= Spanish methanol poisonings =

Methanol poisonings in Spain (Caso del metílico) took place in early 1963, when an alcohol merchant Rogelio Aguiar from Ourense, Galicia, Spain sold drinks containing dangerous amounts of methanol. One glass of drink was enough to kill or blind. Official count of victims is 51 dead and 9 blind, but estimates of number of victims vary between 1,000 and 5,000 dead.

Rogelio Aguiar acquired 75,000 litres of methanol, which it used to produce mixed drinks. The deal was very beneficial, as methanol was much cheaper than real ethyl alcohol. Rogelio Aguiar sold methanol to company from Vigo called "Lago e Hijos".

First deaths were observed on Lanzarote in February. The municipal pharmaceutical inspector, María Elisa Álvarez Obaya, started to think about possibility of poisoning, when she noticed four victims had been in the same party. She analyzed their drinks and confirmed this was a case of methanol poisoning. Even though the pharmacist published warnings, more people were poisoned, and altogether 16 people died on Canary Islands of Lanzarote, La Gomera and Tenerife.
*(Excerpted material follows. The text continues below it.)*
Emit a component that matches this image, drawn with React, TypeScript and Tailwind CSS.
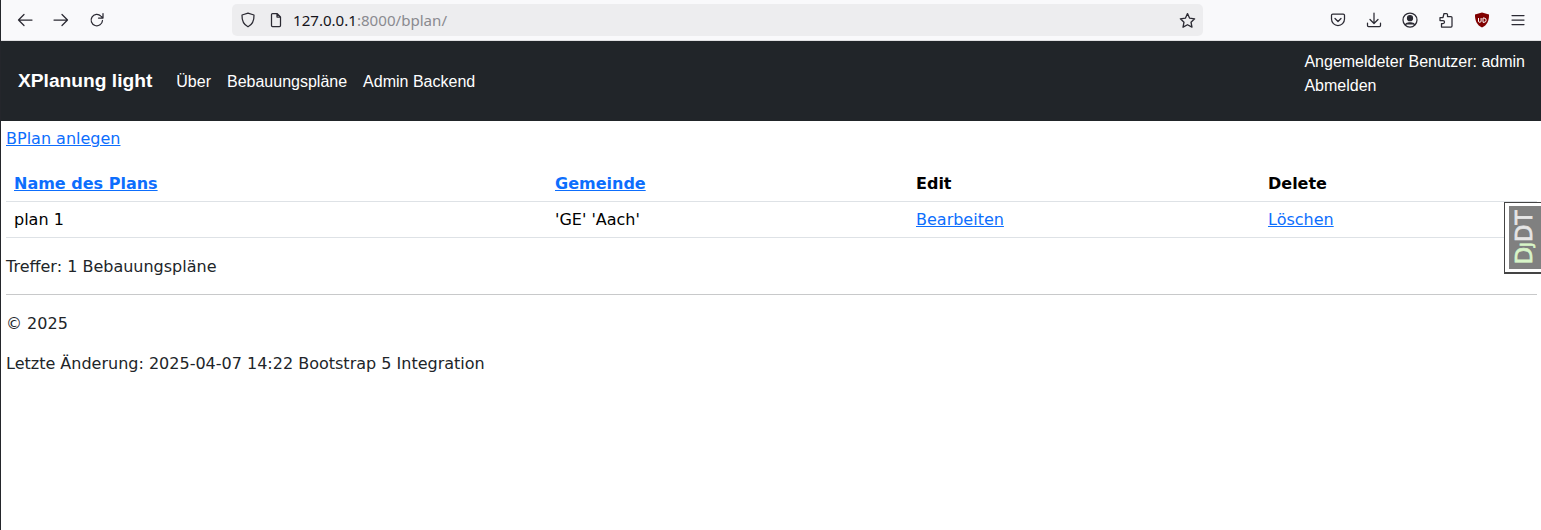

Meanwhile, on mainland Spain in Galicia new deaths were recorded daily.

The businessmen were sentenced to 1–20 years in jail for endangering public health. The victims were supposed to get compensation, but due to bankruptcies they did not receive the money.

Galician journalist and writer Fernando Rodríguez Méndez investigated this case for five years and published several books that have returned this story of money, poison and death to the present.